Para ela, é cada vez mais importante mostrar que essa violência existe e que o racismo mata todos os dias. “O racismo existente na política de segurança pública, o racismo existente no sistema de Justiça que não nos atende, o racismo existente dentro da nossa sociedade que diz que bandido bom é bandido morto desde que esse bandido seja pobre, preto e favelado, isso dentro de mim me dá uma revolta muito grande e se transforma em mais força para lutar, porque eu não aceito que meu filho tenha sido assassinado por conta da cor da pele dele, por conta do local onde ele morava”.

Na próxima terça-feira (5), está agendado o júri popular que vai julgar o policial militar Alessandro Marcelino de Souza acusado pelo homicídio de Johnatha, filho de Ana Paula. Ele foi morto com um tiro nas costas em maio de 2014, em Manguinhos, na Zona Norte do Rio. O júri acontecerá na sede do Tribunal de Justiça do Rio de Janeiro (TJRJ), que fica na avenida Erasmo Braga, 115, no 9º andar, no centro da cidade.
 


Na avaliação de Lucía Eilbaum, antropóloga, professora da Universidade Federal Fluminense (UFF) e coordenadora da Rede de Pesquisas sobre Maternidades Destituídas, Violadas e Violentadas (REMA), a importância desse tipo de manifestação política no carnaval foi não só de homenagem, mas também de destaque à luta das mães.

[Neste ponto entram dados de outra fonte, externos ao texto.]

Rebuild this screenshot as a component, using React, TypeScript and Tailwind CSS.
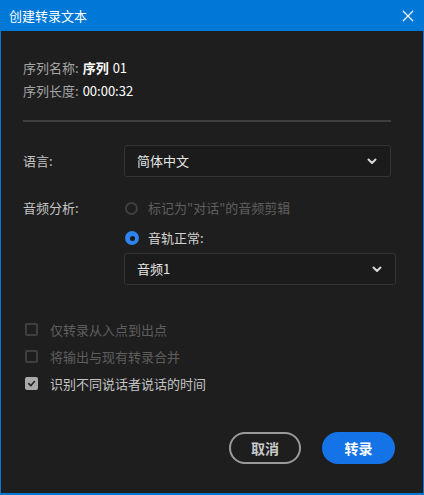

“Isso é resultado dessa luta e ao mesmo tempo mostra a potencialidade e a possibilidade de ampliar os horizontes de legitimação, de reivindicação da luta dessas mulheres, principalmente, através de um espaço institucional para manter e reforçar socialmente a memória de seus filhos. Elas nunca vão esquecer seus filhos, mas é importante que a sociedade e o poder público reconheçam essa luta e construam um espaço político de reparação para garantir também a sobrevivência dessa mãe diante da brutal perda de um membro da sua família”, diz.

Lucía também destaca que é importante lembrar que as mães que desfilaram no sambódromo estavam representando não só as suas histórias, mas um movimento gigantesco. “Não é possível contemplar todos os casos num desfile, mas é importante lembrar que essas mães estão aí lutando não apenas pelo seu caso, mas como elas sempre lembram e relembram: lutam para que isso não aconteça nunca mais”, finaliza.